#### Exercise requirements
With the images removed, repeat the data below exactly.

#### Data block

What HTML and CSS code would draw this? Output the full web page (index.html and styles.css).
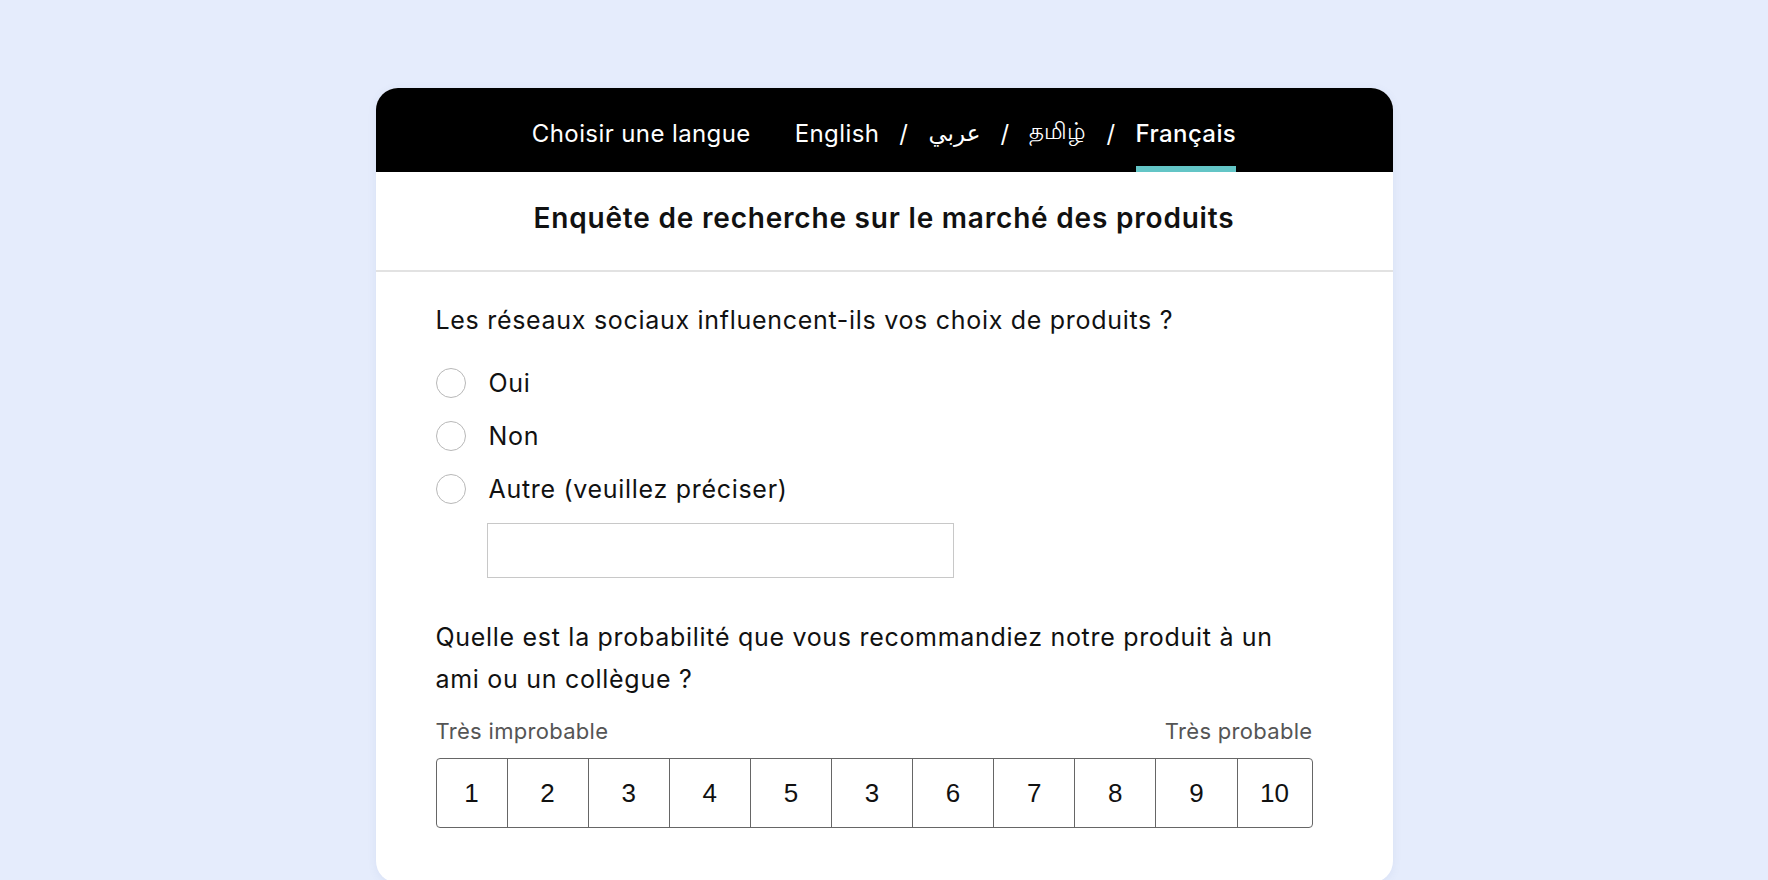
FILE: index.html
```html
<!DOCTYPE html>
<html lang="fr">
<head>
  <meta charset="UTF-8">
  <meta name="viewport" content="width=device-width, initial-scale=1.0">
  <title>Enquête de recherche sur le marché des produits</title>
  <link rel="stylesheet" href="styles.css">
</head>
<body>
  <div class="survey">
    <!-- Language bar -->
    <div class="lang-bar">
      <span class="lang-label">Choisir une langue</span>
      <span class="lang">English</span>
      <span class="sep">/</span>
      <span class="lang lang-ar">عربي</span>
      <span class="sep">/</span>
      <span class="lang lang-ta">தமிழ்</span>
      <span class="sep">/</span>
      <span class="lang active">Français</span>
    </div>

    <h1 class="survey-title">Enquête de recherche sur le marché des produits</h1>

    <div class="survey-body">
      <!-- Question 1 -->
      <div class="question">
        <p class="question-text">Les réseaux sociaux influencent-ils vos choix de produits ?</p>
        <ul class="options">
          <li class="option"><span class="radio"></span>Oui</li>
          <li class="option"><span class="radio"></span>Non</li>
          <li class="option"><span class="radio"></span>Autre (veuillez préciser)</li>
        </ul>
        <div class="other-input"></div>
      </div>

      <!-- Question 2 -->
      <div class="question">
        <p class="question-text">Quelle est la probabilité que vous recommandiez notre produit à un ami ou un collègue ?</p>
        <div class="scale-labels">
          <span>Très improbable</span>
          <span>Très probable</span>
        </div>
        <div class="scale">
          <div class="cell">1</div>
          <div class="cell">2</div>
          <div class="cell">3</div>
          <div class="cell">4</div>
          <div class="cell">5</div>
          <div class="cell">3</div>
          <div class="cell">6</div>
          <div class="cell">7</div>
          <div class="cell">8</div>
          <div class="cell">9</div>
          <div class="cell">10</div>
        </div>
      </div>
    </div>
  </div>
</body>
</html>
```

FILE: styles.css
```css
/* Page background */
body {
  margin: 0;
  padding: 88px 0 0;
  background: #e5ecfc;
  font-family: Inter, "Noto Sans", "DejaVu Sans", sans-serif;
  color: #111;
  overflow: hidden;
}

/* Survey card */
.survey {
  width: 1017px;
  height: 795px;
  margin: 0 auto;
  background: #fff;
  border-radius: 22px;
  overflow: hidden;
  box-shadow: 0 2px 10px rgba(80, 100, 160, 0.08);
}

/* Language bar */
.lang-bar {
  height: 84px;
  background: #000;
  color: #fff;
  display: flex;
  justify-content: center;
  align-items: stretch;
  font-size: 24px;
  letter-spacing: 0.4px;
}

.lang-bar span {
  display: flex;
  align-items: center;
  padding-top: 6px;
}

.lang-label {
  margin-right: 44px;
}

.sep {
  margin: 0 20px;
}

.lang-ar,
.lang-ta {
  font-family: "DejaVu Sans", "Noto Sans", sans-serif;
  font-size: 23px;
  letter-spacing: 0;
}

.lang.active {
  font-weight: 500;
  box-shadow: inset 0 -6px 0 #63c5c6;
}

/* Title */
.survey-title {
  margin: 0;
  height: 100px;
  padding-bottom: 6px;
  box-sizing: border-box;
  display: flex;
  align-items: center;
  justify-content: center;
  font-size: 28px;
  font-weight: 600;
  letter-spacing: 0.8px;
  border-bottom: 2px solid #e2e2e2;
}

/* Body */
.survey-body {
  width: 877px;
  padding: 27px 0 0 60px;
}

.question-text {
  margin: 0;
  font-size: 25px;
  letter-spacing: 0.7px;
  line-height: 42px;
}

.options {
  list-style: none;
  margin: 15px 0 0;
  padding: 0;
}

.option {
  display: flex;
  align-items: center;
  height: 53px;
  font-size: 25px;
  letter-spacing: 0.7px;
}

.radio {
  width: 28px;
  height: 28px;
  border: 1.5px solid #b8b8b8;
  border-radius: 50%;
  margin-right: 23px;
}

.other-input {
  width: 465px;
  height: 53px;
  margin: 8px 0 0 51px;
  border: 1px solid #c8c8c8;
}

.question + .question {
  margin-top: 38px;
}

.scale-labels {
  display: flex;
  justify-content: space-between;
  margin-top: 18px;
  font-size: 22px;
  letter-spacing: 0.3px;
  color: #555;
}

.scale {
  display: grid;
  grid-template-columns: 70px repeat(9, 1fr) 75px;
  height: 68px;
  margin-top: 14px;
  border: 1px solid #666;
  border-radius: 4px;
}

.cell {
  display: flex;
  align-items: center;
  justify-content: center;
  font-family: "Liberation Sans", Arial, sans-serif;
  font-size: 26px;
  border-left: 1px solid #666;
}

.cell:first-child {
  border-left: none;
}
```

#### Output below
What HTML and CSS code would draw this? Output the full web page (index.html and styles.css).
FILE: index.html
```html
<!DOCTYPE html>
<html lang="fr">
<head>
  <meta charset="UTF-8">
  <meta name="viewport" content="width=device-width, initial-scale=1.0">
  <title>Enquête de recherche sur le marché des produits</title>
  <link rel="stylesheet" href="styles.css">
</head>
<body>
  <div class="survey">
    <!-- Language bar -->
    <div class="lang-bar">
      <span class="lang-label">Choisir une langue</span>
      <span class="lang">English</span>
      <span class="sep">/</span>
      <span class="lang lang-ar">عربي</span>
      <span class="sep">/</span>
      <span class="lang lang-ta">தமிழ்</span>
      <span class="sep">/</span>
      <span class="lang active">Français</span>
    </div>

    <h1 class="survey-title">Enquête de recherche sur le marché des produits</h1>

    <div class="survey-body">
      <!-- Question 1 -->
      <div class="question">
        <p class="question-text">Les réseaux sociaux influencent-ils vos choix de produits ?</p>
        <ul class="options">
          <li class="option"><span class="radio"></span>Oui</li>
          <li class="option"><span class="radio"></span>Non</li>
          <li class="option"><span class="radio"></span>Autre (veuillez préciser)</li>
        </ul>
        <div class="other-input"></div>
      </div>

      <!-- Question 2 -->
      <div class="question">
        <p class="question-text">Quelle est la probabilité que vous recommandiez notre produit à un ami ou un collègue ?</p>
        <div class="scale-labels">
          <span>Très improbable</span>
          <span>Très probable</span>
        </div>
        <div class="scale">
          <div class="cell">1</div>
          <div class="cell">2</div>
          <div class="cell">3</div>
          <div class="cell">4</div>
          <div class="cell">5</div>
          <div class="cell">3</div>
          <div class="cell">6</div>
          <div class="cell">7</div>
          <div class="cell">8</div>
          <div class="cell">9</div>
          <div class="cell">10</div>
        </div>
      </div>
    </div>
  </div>
</body>
</html>
```

FILE: styles.css
```css
/* Page background */
body {
  margin: 0;
  padding: 88px 0 0;
  background: #e5ecfc;
  font-family: Inter, "Noto Sans", "DejaVu Sans", sans-serif;
  color: #111;
  overflow: hidden;
}

/* Survey card */
.survey {
  width: 1017px;
  height: 795px;
  margin: 0 auto;
  background: #fff;
  border-radius: 22px;
  overflow: hidden;
  box-shadow: 0 2px 10px rgba(80, 100, 160, 0.08);
}

/* Language bar */
.lang-bar {
  height: 84px;
  background: #000;
  color: #fff;
  display: flex;
  justify-content: center;
  align-items: stretch;
  font-size: 24px;
  letter-spacing: 0.4px;
}

.lang-bar span {
  display: flex;
  align-items: center;
  padding-top: 6px;
}

.lang-label {
  margin-right: 44px;
}

.sep {
  margin: 0 20px;
}

.lang-ar,
.lang-ta {
  font-family: "DejaVu Sans", "Noto Sans", sans-serif;
  font-size: 23px;
  letter-spacing: 0;
}

.lang.active {
  font-weight: 500;
  box-shadow: inset 0 -6px 0 #63c5c6;
}

/* Title */
.survey-title {
  margin: 0;
  height: 100px;
  padding-bottom: 6px;
  box-sizing: border-box;
  display: flex;
  align-items: center;
  justify-content: center;
  font-size: 28px;
  font-weight: 600;
  letter-spacing: 0.8px;
  border-bottom: 2px solid #e2e2e2;
}

/* Body */
.survey-body {
  width: 877px;
  padding: 27px 0 0 60px;
}

.question-text {
  margin: 0;
  font-size: 25px;
  letter-spacing: 0.7px;
  line-height: 42px;
}

.options {
  list-style: none;
  margin: 15px 0 0;
  padding: 0;
}

.option {
  display: flex;
  align-items: center;
  height: 53px;
  font-size: 25px;
  letter-spacing: 0.7px;
}

.radio {
  width: 28px;
  height: 28px;
  border: 1.5px solid #b8b8b8;
  border-radius: 50%;
  margin-right: 23px;
}

.other-input {
  width: 465px;
  height: 53px;
  margin: 8px 0 0 51px;
  border: 1px solid #c8c8c8;
}

.question + .question {
  margin-top: 38px;
}

.scale-labels {
  display: flex;
  justify-content: space-between;
  margin-top: 18px;
  font-size: 22px;
  letter-spacing: 0.3px;
  color: #555;
}

.scale {
  display: grid;
  grid-template-columns: 70px repeat(9, 1fr) 75px;
  height: 68px;
  margin-top: 14px;
  border: 1px solid #666;
  border-radius: 4px;
}

.cell {
  display: flex;
  align-items: center;
  justify-content: center;
  font-family: "Liberation Sans", Arial, sans-serif;
  font-size: 26px;
  border-left: 1px solid #666;
}

.cell:first-child {
  border-left: none;
}
```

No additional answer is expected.